Genel Başkan Yardımcısı Ali Yalçın: “Hükümetin ses vermemesi üzerine sesimizi yükseltme adına bir ayda ‘Özgürlük İçin 10 Milyon İmza’ kampanyası düzenledik ve 2011 genel seçimlerinde ana muhalefet partisinin aldığı oy oranından bile yüksek olan 12 milyon 300 bin imzayı toplayarak bir Türkiye rekoruna da imza attık. 8 Mart Dünya Kadınlar Günü’nde aynı zamanda kadın ayrımcılığına da isyan anlamına gelen 12 milyon 300 bin imzayı hükümete teslim ettik. 8 Mart’ın sembolik anlamına uygun bir cevabın gelmemesi ve hükümetin iradesini ortaya koymaması sonrası her biri bir dilekçe gibi irade beyanı yansıtan imzaların arkasındaki kararlılığımızın da gereği olarak, ‘ferman padişahınsa dağlar bizimdir’ deyip sivil itaatsizlik’ eylemimizi başlattık. ‘Kamusal Alan’ yalanına son vermekte ısrarlı, eylemimizde ise sonuna kadar kararlıyız” diye konuştu.

Son zamanlarda başta bölgemiz olmak üzere bütün memleketi ilgilendiren barış sürecine de değinen Yalçın, “Demokrasinin, milli egemenlik ve kardeşlik temalı milli birlik; aynı coğrafyayı ülke olarak gören insan topluluğunun temel asgari müşterekleri olduğunu,  çözüm sürecinin etnik tema yerine insan hakları, insan onuru ve ifade özgürlüğü esas alınarak yürütülmesinin önemine dikkat çekti.

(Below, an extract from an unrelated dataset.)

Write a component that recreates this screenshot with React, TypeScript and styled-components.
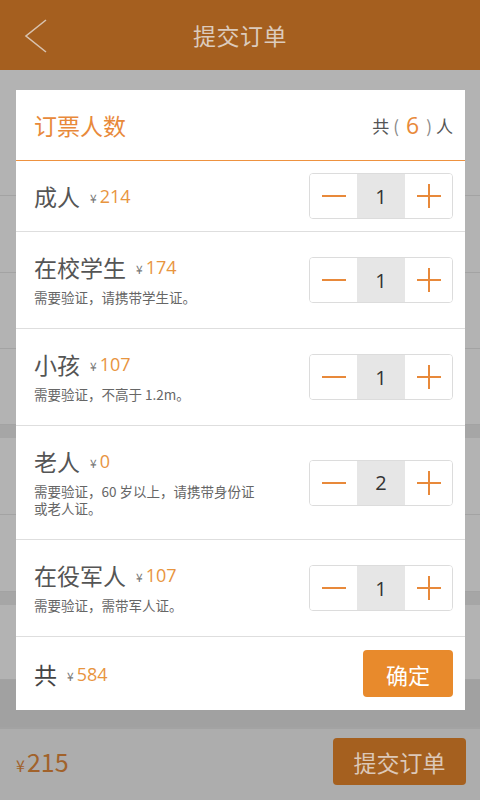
import React, { useState } from 'react';
import styled, { createGlobalStyle } from 'styled-components';

const GlobalStyle = createGlobalStyle`
  html, body {
    margin: 0;
    padding: 0;
    background: #b3b3b3;
  }
  body {
    font-family: "Noto Sans CJK SC", "Noto Sans", sans-serif;
  }
  * {
    box-sizing: border-box;
  }
`;

const Page = styled.div`
  position: relative;
  width: 480px;
  height: 800px;
  overflow: hidden;
  display: flex;
  flex-direction: column;
  background: #b3b3b3;
`;

const Header = styled.div`
  height: 70px;
  flex-shrink: 0;
  background: #a55f1f;
  display: flex;
  align-items: center;
  justify-content: center;
  position: relative;

  > .back {
    position: absolute;
    left: 24px;
    top: 19px;
  }

  > .title {
    color: #dccbbd;
    font-size: 23px;
    line-height: 30px;
    letter-spacing: 0.5px;
  }
`;

const BgRow = styled.div<{ $h: number; $tone?: string }>`
  height: ${(p) => p.$h}px;
  flex-shrink: 0;
  background: ${(p) => p.$tone || '#b3b3b3'};
  border-bottom: 1px solid #a3a3a3;
`;

const BgBand = styled.div`
  height: 13px;
  flex-shrink: 0;
  background: #a6a6a6;
`;

const BottomBar = styled.div`
  flex: 1;
  background: #adadad;
  border-top: 1px solid #a3a3a3;
  display: flex;
  align-items: center;
  justify-content: space-between;
  padding: 0 14px 0 16px;

  > .total {
    color: #a1622b;
    font-size: 25px;
    line-height: 30px;
    margin-top: -4px;

    > .yen {
      font-size: 16px;
      margin-right: 2px;
    }
  }
`;

const SubmitButton = styled.button`
  width: 133px;
  height: 47px;
  border: none;
  border-radius: 4px;
  background: #a5601f;
  color: #dcc8b8;
  font-family: inherit;
  font-size: 23px;
  padding: 0;
  margin-top: -6px;
`;

const Modal = styled.div`
  position: absolute;
  left: 16px;
  top: 90px;
  width: 449px;
  height: 620px;
  background: #fff;
  display: flex;
  flex-direction: column;
`;

const ModalHead = styled.div`
  height: 71px;
  flex-shrink: 0;
  border-bottom: 1px solid #ee9240;
  display: flex;
  align-items: center;
  justify-content: space-between;
  padding: 0 12px 0 18px;

  > .title {
    color: #e8893a;
    font-size: 23px;
    line-height: 30px;
  }

  > .count {
    color: #555;
    font-size: 17px;
    display: flex;
    align-items: center;

    > .paren {
      color: #888;
      margin: 0 4px;
    }

    > .num {
      color: #e8893a;
      font-size: 23px;
      margin: 0 3px;
      font-family: "Open Sans", sans-serif;
    }
  }
`;

const Row = styled.div`
  min-height: 71px;
  display: flex;
  align-items: center;
  justify-content: space-between;
  padding: 0 12px 0 18px;
  border-bottom: 1px solid #dedede;
`;

const Info = styled.div<{ $hasDesc: boolean }>`
  display: flex;
  flex-direction: column;
  padding: ${(p) => (p.$hasDesc ? '20px 0 22px' : '0')};

  > .desc {
    margin-top: 7px;
    color: #666;
    font-size: 13.5px;
    line-height: 17px;
    max-width: 226px;
  }
`;

const NameLine = styled.div`
  display: flex;
  align-items: center;
  height: 30px;

  > .name {
    color: #555;
    font-size: 23px;
    line-height: 30px;
  }
`;

const Price = styled.span`
  display: flex;
  align-items: baseline;
  color: #e8953f;
  font-size: 18px;
  line-height: 22px;
  margin-left: 10px;
  margin-top: 2px;
  font-family: "Open Sans", sans-serif;

  > .yen {
    color: #777;
    font-size: 12px;
    margin-right: 3px;
    font-family: "Noto Sans CJK SC", sans-serif;
  }
`;

const Stepper = styled.div`
  width: 144px;
  height: 46px;
  flex-shrink: 0;
  border: 1px solid #dcdcdc;
  border-radius: 4px;
  display: grid;
  grid-template-columns: 1fr 48px 1fr;
  overflow: hidden;
`;

const StepButton = styled.button`
  border: none;
  background: #fff;
  padding: 0;
  display: flex;
  align-items: center;
  justify-content: center;
`;

const StepValue = styled.div`
  background: #e6e6e6;
  color: #333;
  font-size: 20px;
  font-family: "Open Sans", sans-serif;
  display: flex;
  align-items: center;
  justify-content: center;
`;

const Footer = styled.div`
  flex: 1;
  display: flex;
  align-items: center;
  justify-content: space-between;
  padding: 0 12px 0 18px;

  > .sum {
    display: flex;
    align-items: center;
    color: #444;
    font-size: 23px;
    line-height: 30px;
  }
`;

const ConfirmButton = styled.button`
  width: 90px;
  height: 47px;
  border: none;
  border-radius: 4px;
  background: #e88a2c;
  color: #fff;
  font-family: inherit;
  font-size: 22px;
  padding: 0;
`;

const MinusIcon = () => (
  <svg width="26" height="26" viewBox="0 0 26 26">
    <line x1="1" y1="13" x2="25" y2="13" stroke="#e8893a" strokeWidth="2" />
  </svg>
);

const PlusIcon = () => (
  <svg width="26" height="26" viewBox="0 0 26 26">
    <line x1="1" y1="13" x2="25" y2="13" stroke="#e8893a" strokeWidth="2" />
    <line x1="13" y1="1" x2="13" y2="25" stroke="#e8893a" strokeWidth="2" />
  </svg>
);

interface Ticket {
  name: string;
  price: number;
  desc?: string;
  count: number;
}

const initialTickets: Ticket[] = [
  { name: '成人', price: 214, count: 1 },
  { name: '在校学生', price: 174, desc: '需要验证，请携带学生证。', count: 1 },
  { name: '小孩', price: 107, desc: '需要验证，不高于 1.2m。', count: 1 },
  { name: '老人', price: 0, desc: '需要验证，60 岁以上，请携带身份证或老人证。', count: 2 },
  { name: '在役军人', price: 107, desc: '需要验证，需带军人证。', count: 1 },
];

const App = () => {
  const [tickets, setTickets] = useState(initialTickets);

  const change = (idx: number, diff: number) => {
    setTickets((list) =>
      list.map((t, i) => (i === idx ? { ...t, count: Math.max(0, t.count + diff) } : t)),
    );
  };

  const people = tickets.reduce((s, t) => s + t.count, 0);

  return (
    <>
      <GlobalStyle />
      <Page>
        <Header>
          <svg className="back" width="24" height="34" viewBox="0 0 24 34">
            <polyline points="22,1 2,17 22,33" fill="none" stroke="#d8c3b0" strokeWidth="1.6" />
          </svg>
          <span className="title">提交订单</span>
        </Header>
        <BgRow $h={126} />
        <BgRow $h={77} />
        <BgRow $h={76} />
        <BgRow $h={76} />
        <BgBand />
        <BgRow $h={77} />
        <BgRow $h={77} />
        <BgBand />
        <BgRow $h={75} />
        <BgRow $h={48} $tone="#a1a1a1" />
        <BottomBar>
          <span className="total">
            <span className="yen">¥</span>215
          </span>
          <SubmitButton>提交订单</SubmitButton>
        </BottomBar>

        <Modal>
          <ModalHead>
            <span className="title">订票人数</span>
            <span className="count">
              共<span className="paren">(</span>
              <span className="num">{people}</span>
              <span className="paren">)</span>人
            </span>
          </ModalHead>
          {tickets.map((t, i) => (
            <Row key={t.name}>
              <Info $hasDesc={!!t.desc}>
                <NameLine>
                  <span className="name">{t.name}</span>
                  <Price>
                    <span className="yen">¥</span>
                    {t.price}
                  </Price>
                </NameLine>
                {t.desc && <span className="desc">{t.desc}</span>}
              </Info>
              <Stepper>
                <StepButton onClick={() => change(i, -1)}>
                  <MinusIcon />
                </StepButton>
                <StepValue>{t.count}</StepValue>
                <StepButton onClick={() => change(i, 1)}>
                  <PlusIcon />
                </StepButton>
              </Stepper>
            </Row>
          ))}
          <Footer>
            <span className="sum">
              共
              <Price>
                <span className="yen">¥</span>
                584
              </Price>
            </span>
            <ConfirmButton>确定</ConfirmButton>
          </Footer>
        </Modal>
      </Page>
    </>
  );
};

export default App;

Demokratikleşme adına adımlar sağlam atılırsa ülkemizin siyasi, ekonomik ve sosyolojik sorunlarının kendiliğinden çözüleceğini , milli birlik ve beraberliğe (kardeşliğe) yönelen bütün tehditlerin el birliğiyle ortadan kaldırılmasının ,topluma hizmeti kendine şiar edinmiş sosyal hukuk devletini ortaya çıkarmakla olacağını” söyleyerek sözlerini tamamladı.